**OBJECTIVE:**
Repeat every line of the data exactly, but not the pictures.
--- start of SOURCE DATA ---
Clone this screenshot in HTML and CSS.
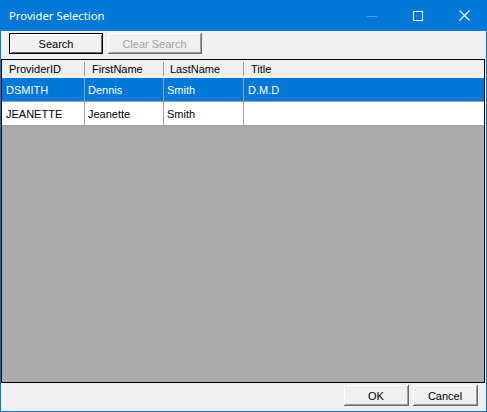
FILE: index.html
```html
<!DOCTYPE html>
<html lang="en">
<head>
  <meta charset="UTF-8" />
  <title>Provider Selection</title>
  <link rel="stylesheet" href="styles.css">
</head>
<body>
  <div class="window">
    <div class="titlebar">
      <span class="title">Provider Selection</span>
      <div class="caption-btn">
        <svg width="10" height="10" viewBox="0 0 10 10"><line x1="0" y1="5.5" x2="10" y2="5.5" stroke="#4a9fe6" stroke-width="1"/></svg>
      </div>
      <div class="caption-btn">
        <svg width="10" height="10" viewBox="0 0 10 10"><rect x="0.5" y="0.5" width="9" height="9" fill="none" stroke="#fff" stroke-width="1"/></svg>
      </div>
      <div class="caption-btn">
        <svg width="11" height="11" viewBox="0 0 11 11"><path d="M0.5 0.5 L10.5 10.5 M10.5 0.5 L0.5 10.5" stroke="#fff" stroke-width="1.1"/></svg>
      </div>
    </div>

    <div class="toolbar">
      <button class="btn btn-default">Search</button>
      <button class="btn" disabled>Clear Search</button>
    </div>

    <div class="grid">
      <div class="row header">
        <div class="cell c1">ProviderID</div>
        <div class="cell c2">FirstName</div>
        <div class="cell c3">LastName</div>
        <div class="cell c4">Title</div>
      </div>
      <div class="row selected">
        <div class="cell c1">DSMITH</div>
        <div class="cell c2">Dennis</div>
        <div class="cell c3">Smith</div>
        <div class="cell c4">D.M.D</div>
      </div>
      <div class="row">
        <div class="cell c1">JEANETTE</div>
        <div class="cell c2">Jeanette</div>
        <div class="cell c3">Smith</div>
        <div class="cell c4"></div>
      </div>
    </div>

    <div class="footer">
      <button class="btn btn-small">OK</button>
      <button class="btn btn-small">Cancel</button>
    </div>
  </div>
</body>
</html>
```

FILE: styles.css
```css
* {
  margin: 0;
  padding: 0;
  box-sizing: border-box;
}

html, body {
  background: #f0f0f0;
  font-family: 'Liberation Sans', Arial, sans-serif;
  font-size: 11px;
  color: #000;
}

.window {
  width: 487px;
  height: 412px;
  border: 1px solid #0078d7;
  border-top: none;
  display: flex;
  flex-direction: column;
  background: #f0f0f0;
}

.titlebar {
  height: 31px;
  background: #0078d7;
  display: flex;
  align-items: center;
  margin: 0 -1px;
  padding-left: 9px;
}

.title {
  flex: 1;
  color: #fff;
  font-family: 'Noto Sans', 'Open Sans', sans-serif;
  font-size: 11.3px;
  padding-bottom: 1px;
}

.caption-btn {
  width: 46px;
  height: 31px;
  display: flex;
  align-items: center;
  justify-content: center;
}

.toolbar {
  height: 28px;
  display: flex;
  gap: 5px;
  padding: 2px 0 0 8px;
}

.btn {
  width: 94px;
  height: 21px;
  font-family: 'Liberation Sans', Arial, sans-serif;
  font-size: 11px;
  color: #000;
  background: #f0f0f0;
  border: none;
  border-right: 1px solid #696969;
  border-bottom: 1px solid #696969;
  box-shadow: inset 1px 1px 0 #fff, inset -1px -1px 0 #a0a0a0;
  padding-top: 1px;
}

.btn-default {
  border: 1px solid #000;
  box-shadow: inset 1px 1px 0 #fff, inset -1px -1px 0 #696969;
}

.btn:disabled {
  color: #a0a0a0;
}

.grid {
  flex: 1;
  margin-right: 1px;
  border: 1px solid #000;
  background: #ababab;
}

.row {
  display: flex;
  height: 24px;
  background: #fff;
  border-bottom: 1px solid #a0a0a0;
}

.cell {
  display: flex;
  align-items: center;
  padding-left: 4px;
  border-right: 1px solid #a0a0a0;
  white-space: nowrap;
}

.c1 { width: 83px; }
.c2 { width: 79px; padding-left: 3px; }
.c3 { width: 80px; padding-left: 3px; }
.c4 { flex: 1; border-right: none; }

.row.selected {
  background: #0078d7;
  color: #fff;
}

.row.header {
  height: 18px;
  background: #f0f0f0;
  border-bottom: none;
}

.header .cell {
  padding-left: 7px;
  border-right: none;
}

.header .c1,
.header .c2,
.header .c3 {
  background: linear-gradient(#a0a0a0, #a0a0a0) no-repeat right 2px / 1px 14px;
}

.header .c3 { padding-left: 6px; }

.footer {
  height: 28px;
  display: flex;
  justify-content: flex-end;
  gap: 4px;
  padding: 2px 8px 0 0;
}

.btn-small {
  width: 65px;
}
```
--- end of SOURCE DATA ---
**EXERCISE OUTPUT:**
Clone this screenshot in HTML and CSS.
FILE: index.html
```html
<!DOCTYPE html>
<html lang="en">
<head>
  <meta charset="UTF-8" />
  <title>Provider Selection</title>
  <link rel="stylesheet" href="styles.css">
</head>
<body>
  <div class="window">
    <div class="titlebar">
      <span class="title">Provider Selection</span>
      <div class="caption-btn">
        <svg width="10" height="10" viewBox="0 0 10 10"><line x1="0" y1="5.5" x2="10" y2="5.5" stroke="#4a9fe6" stroke-width="1"/></svg>
      </div>
      <div class="caption-btn">
        <svg width="10" height="10" viewBox="0 0 10 10"><rect x="0.5" y="0.5" width="9" height="9" fill="none" stroke="#fff" stroke-width="1"/></svg>
      </div>
      <div class="caption-btn">
        <svg width="11" height="11" viewBox="0 0 11 11"><path d="M0.5 0.5 L10.5 10.5 M10.5 0.5 L0.5 10.5" stroke="#fff" stroke-width="1.1"/></svg>
      </div>
    </div>

    <div class="toolbar">
      <button class="btn btn-default">Search</button>
      <button class="btn" disabled>Clear Search</button>
    </div>

    <div class="grid">
      <div class="row header">
        <div class="cell c1">ProviderID</div>
        <div class="cell c2">FirstName</div>
        <div class="cell c3">LastName</div>
        <div class="cell c4">Title</div>
      </div>
      <div class="row selected">
        <div class="cell c1">DSMITH</div>
        <div class="cell c2">Dennis</div>
        <div class="cell c3">Smith</div>
        <div class="cell c4">D.M.D</div>
      </div>
      <div class="row">
        <div class="cell c1">JEANETTE</div>
        <div class="cell c2">Jeanette</div>
        <div class="cell c3">Smith</div>
        <div class="cell c4"></div>
      </div>
    </div>

    <div class="footer">
      <button class="btn btn-small">OK</button>
      <button class="btn btn-small">Cancel</button>
    </div>
  </div>
</body>
</html>
```

FILE: styles.css
```css
* {
  margin: 0;
  padding: 0;
  box-sizing: border-box;
}

html, body {
  background: #f0f0f0;
  font-family: 'Liberation Sans', Arial, sans-serif;
  font-size: 11px;
  color: #000;
}

.window {
  width: 487px;
  height: 412px;
  border: 1px solid #0078d7;
  border-top: none;
  display: flex;
  flex-direction: column;
  background: #f0f0f0;
}

.titlebar {
  height: 31px;
  background: #0078d7;
  display: flex;
  align-items: center;
  margin: 0 -1px;
  padding-left: 9px;
}

.title {
  flex: 1;
  color: #fff;
  font-family: 'Noto Sans', 'Open Sans', sans-serif;
  font-size: 11.3px;
  padding-bottom: 1px;
}

.caption-btn {
  width: 46px;
  height: 31px;
  display: flex;
  align-items: center;
  justify-content: center;
}

.toolbar {
  height: 28px;
  display: flex;
  gap: 5px;
  padding: 2px 0 0 8px;
}

.btn {
  width: 94px;
  height: 21px;
  font-family: 'Liberation Sans', Arial, sans-serif;
  font-size: 11px;
  color: #000;
  background: #f0f0f0;
  border: none;
  border-right: 1px solid #696969;
  border-bottom: 1px solid #696969;
  box-shadow: inset 1px 1px 0 #fff, inset -1px -1px 0 #a0a0a0;
  padding-top: 1px;
}

.btn-default {
  border: 1px solid #000;
  box-shadow: inset 1px 1px 0 #fff, inset -1px -1px 0 #696969;
}

.btn:disabled {
  color: #a0a0a0;
}

.grid {
  flex: 1;
  margin-right: 1px;
  border: 1px solid #000;
  background: #ababab;
}

.row {
  display: flex;
  height: 24px;
  background: #fff;
  border-bottom: 1px solid #a0a0a0;
}

.cell {
  display: flex;
  align-items: center;
  padding-left: 4px;
  border-right: 1px solid #a0a0a0;
  white-space: nowrap;
}

.c1 { width: 83px; }
.c2 { width: 79px; padding-left: 3px; }
.c3 { width: 80px; padding-left: 3px; }
.c4 { flex: 1; border-right: none; }

.row.selected {
  background: #0078d7;
  color: #fff;
}

.row.header {
  height: 18px;
  background: #f0f0f0;
  border-bottom: none;
}

.header .cell {
  padding-left: 7px;
  border-right: none;
}

.header .c1,
.header .c2,
.header .c3 {
  background: linear-gradient(#a0a0a0, #a0a0a0) no-repeat right 2px / 1px 14px;
}

.header .c3 { padding-left: 6px; }

.footer {
  height: 28px;
  display: flex;
  justify-content: flex-end;
  gap: 4px;
  padding: 2px 8px 0 0;
}

.btn-small {
  width: 65px;
}
```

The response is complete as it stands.